Phobias are specific fears that interfere with an effective lifestyle. Common examples are:
- Claustrophobia – the fear of being trapped, unable to leave
- Social Anxiety – meeting new people, conversations, deepening relationships
- Public Speaking & Performance Anxiety
- Health Anxiety – fear of becoming sick and needing medical care
At times the phobic fear may intensify to panic. It almost always involves some level of rumination and worry when anticipating the feared event. CBT is effective, clinically-proven treatment for phobias.

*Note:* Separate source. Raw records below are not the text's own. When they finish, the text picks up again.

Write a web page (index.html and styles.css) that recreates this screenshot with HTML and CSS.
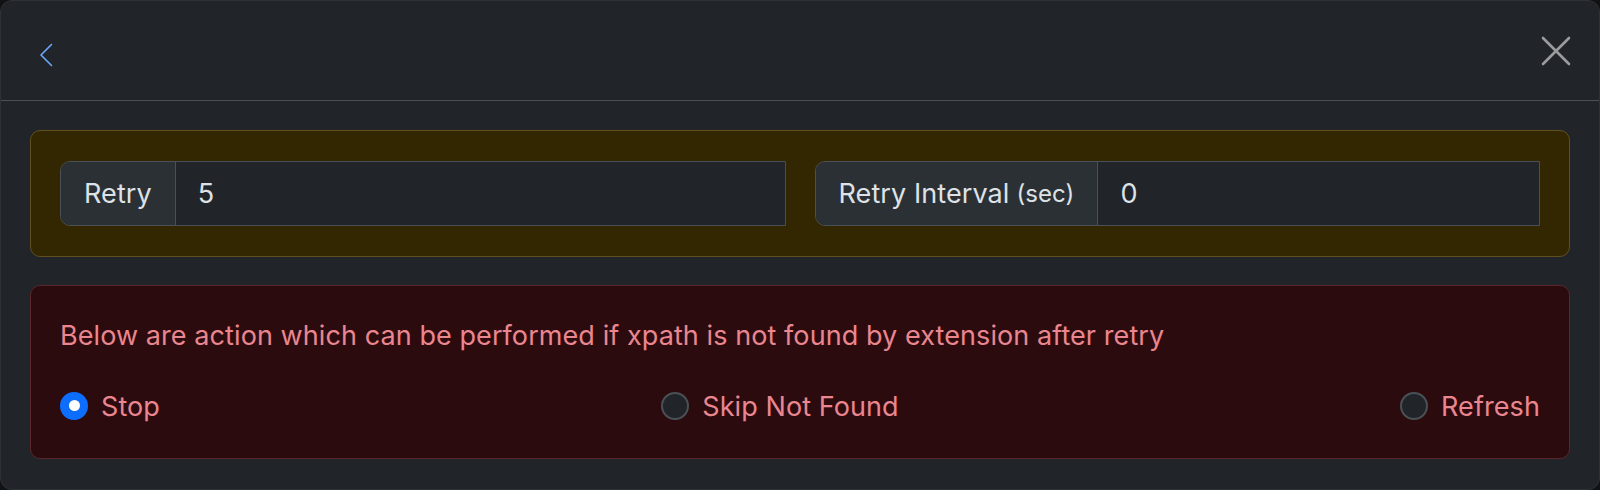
FILE: index.html
```html
<!DOCTYPE html>
<html lang="en">
<head>
<meta charset="utf-8">
<title>Retry settings</title>
<link rel="stylesheet" href="styles.css">
</head>
<body>
<div class="modal">
  <div class="modal-header">
    <button class="btn-back" aria-label="Back">
      <svg width="14" height="24" viewBox="0 0 14 24"><path d="M12.5 1.5 L2 12 L12.5 22.5" fill="none" stroke="#6ea8fe" stroke-width="1.6" stroke-linecap="round" stroke-linejoin="round"/></svg>
    </button>
    <button class="btn-close" aria-label="Close">
      <svg width="30" height="30" viewBox="0 0 30 30"><path d="M2 2 L28 28 M28 2 L2 28" fill="none" stroke="#9a9c9e" stroke-width="2.6" stroke-linecap="round"/></svg>
    </button>
  </div>
  <div class="modal-body">
    <div class="alert alert-warning">
      <div class="row">
        <div class="input-group">
          <span class="input-label">Retry</span>
          <span class="input-value">5</span>
        </div>
        <div class="input-group">
          <span class="input-label">Retry Interval <small>(sec)</small></span>
          <span class="input-value">0</span>
        </div>
      </div>
    </div>
    <div class="alert alert-danger">
      <p class="alert-text">Below are action which can be performed if xpath is not found by extension after retry</p>
      <div class="radio-row">
        <label class="radio"><span class="radio-input checked"></span>Stop</label>
        <label class="radio"><span class="radio-input"></span>Skip Not Found</label>
        <label class="radio"><span class="radio-input"></span>Refresh</label>
      </div>
    </div>
  </div>
</div>
</body>
</html>
```

FILE: styles.css
```css
* { box-sizing: border-box; }
html, body {
  margin: 0;
  padding: 0;
  background: #111213;
}
body {
  width: 1600px;
  height: 490px;
  overflow: hidden;
  font-family: Inter, "Noto Sans", sans-serif;
  font-size: 27px;
  letter-spacing: 0.08px;
  line-height: 39px;
  color: #dee2e6;
}
.modal {
  width: 1600px;
  height: 490px;
  background: #212529;
  border: 1px solid #2e3236;
  border-radius: 12px;
  overflow: hidden;
}
.modal-header {
  height: 100px;
  border-bottom: 1px solid #495057;
  display: flex;
  align-items: center;
  justify-content: space-between;
  padding: 0 28px 0 38px;
}
.btn-back, .btn-close {
  background: none;
  border: 0;
  padding: 0;
  display: flex;
}
.btn-back { margin-top: 8px; }
.btn-close { margin-top: 1px; }
.modal-body {
  padding: 29px 29px;
}
.alert {
  border: 1px solid;
  border-radius: 10px;
}
.alert-warning {
  background: #332701;
  border-color: #60501f;
  padding: 30px 29px;
}
.row {
  display: grid;
  grid-template-columns: 1fr 1fr;
  column-gap: 29px;
}
.input-group {
  display: flex;
  height: 65px;
  border: 1px solid #495057;
  border-radius: 10px 0 0 10px;
  overflow: hidden;
}
.input-label {
  display: flex;
  align-items: center;
  background: #2b3035;
  border-right: 1px solid #495057;
  padding: 0 23px;
  color: #dee2e6;
  white-space: nowrap;
}
.input-label small {
  font-size: 24px;
  margin-left: 7px;
}
.input-value {
  display: flex;
  align-items: center;
  flex: 1;
  background: #212529;
  padding: 0 22px;
  color: #dee2e6;
}
.alert-danger {
  margin-top: 28px;
  background: #2c0b0e;
  border-color: #58272b;
  padding: 30px 29px 32px;
  color: #ea868f;
}
.alert-text {
  margin: 0 0 32px;
}
.radio-row {
  display: flex;
  justify-content: space-between;
}
.radio {
  display: flex;
  align-items: center;
  gap: 13px;
}
.radio-input {
  width: 28px;
  height: 28px;
  border-radius: 50%;
  border: 2px solid #4a5156;
  background: #212529;
  display: inline-block;
  position: relative;
  margin-top: -2px;
}
.radio-input.checked {
  background: #0d6efd;
  border-color: #0d6efd;
}
.radio-input.checked::after {
  content: "";
  position: absolute;
  left: 50%;
  top: 50%;
  width: 11px;
  height: 11px;
  margin: -5.5px 0 0 -5.5px;
  border-radius: 50%;
  background: #fff;
}
```
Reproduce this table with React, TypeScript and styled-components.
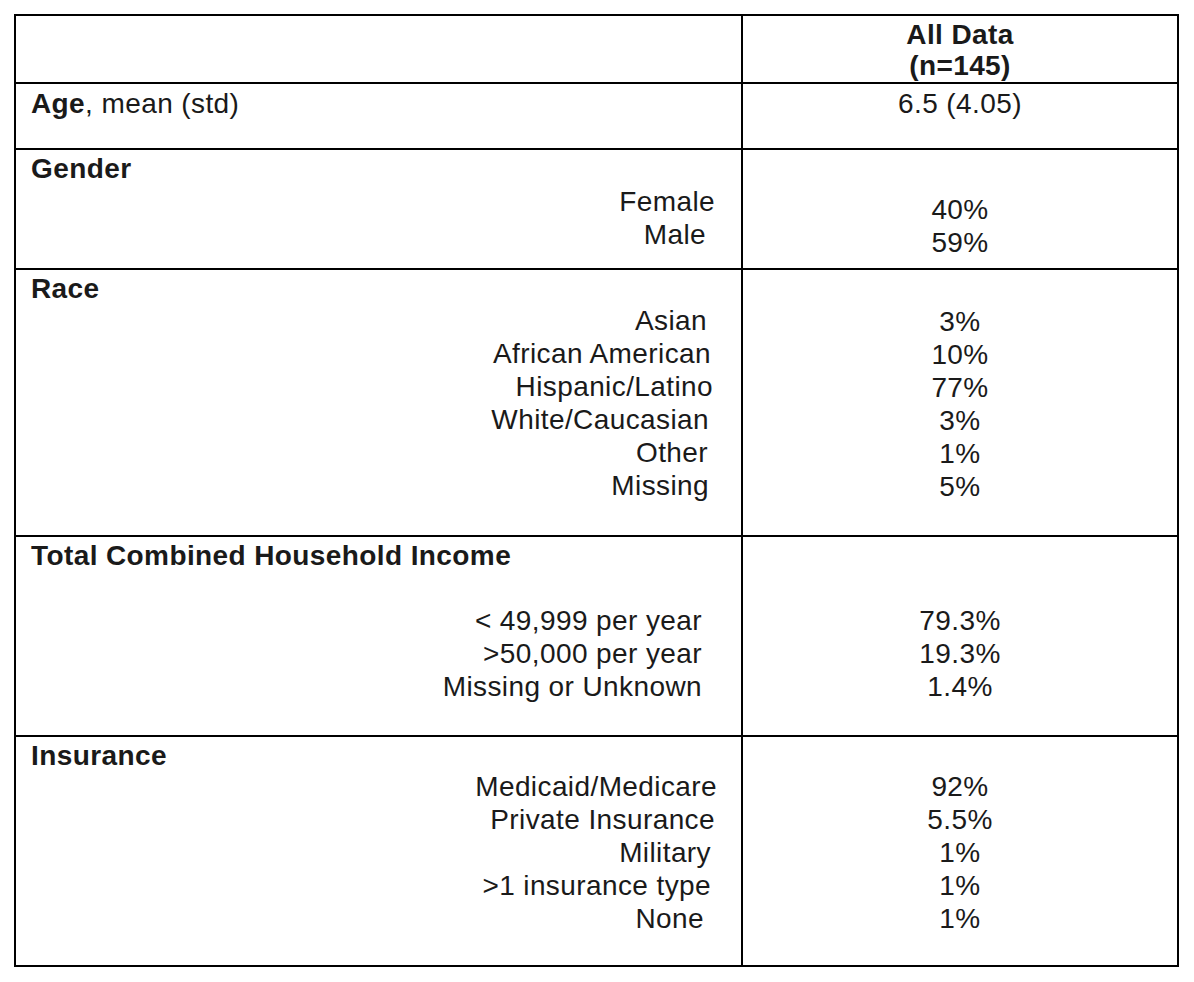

Phobias occur when a “reflexive” emotional process, the fight-flight response, arises during situations that, while safe, may hold the potential for risk. It’s hard to pinpoint why these fears occur for some people and not others. What is certain is that once the fear develops, the natural response is avoidance and escape. This may help in the short-run by providing immediate relief. However, avoidance and escape tend to cause considerable damage in the long run by preventing you from living a full, effective life.
When you are frightened, it’s natural to believe you are in true danger. The very belief (cognition) that you are in danger, even when safe, can have a strong influence over your emotions: the fight-flight response will intensify, reinforcing catastrophic predictions, leading to more fear, dysfunctional avoidance and escape.
CBT helps replace catastrophic cognitions with reasonable beliefs. When fear begins, It’s important to remind yourself to review the evidence that this is a false alarm, you are not in danger. The goal is to develop a nurturing, coaching inner voice to help stay grounded and effectively accept and cope with panicky feelings as they run their course (see “Exposure” below).
The natural response to fear is avoidance and escape. Yet the more you attempt to avoid and escape fear (the fight-flight response), the stronger it becomes and the more ground you lose. This is because avoidance blocks your brain’s ability to learn: 1) that the feared situations are not dangerous, 2) effective skills to engage in these situations, to become an effective part of your life,
Exposure is done gradually, starting with low to moderately stressful experiences and situations, and building “emotional muscle,” gaining confidence with each successive step, until you can effectively take on the toughest challenges. Cognitive skills and mindfulness are practiced during exposure, to minimize discomfort and maximize success.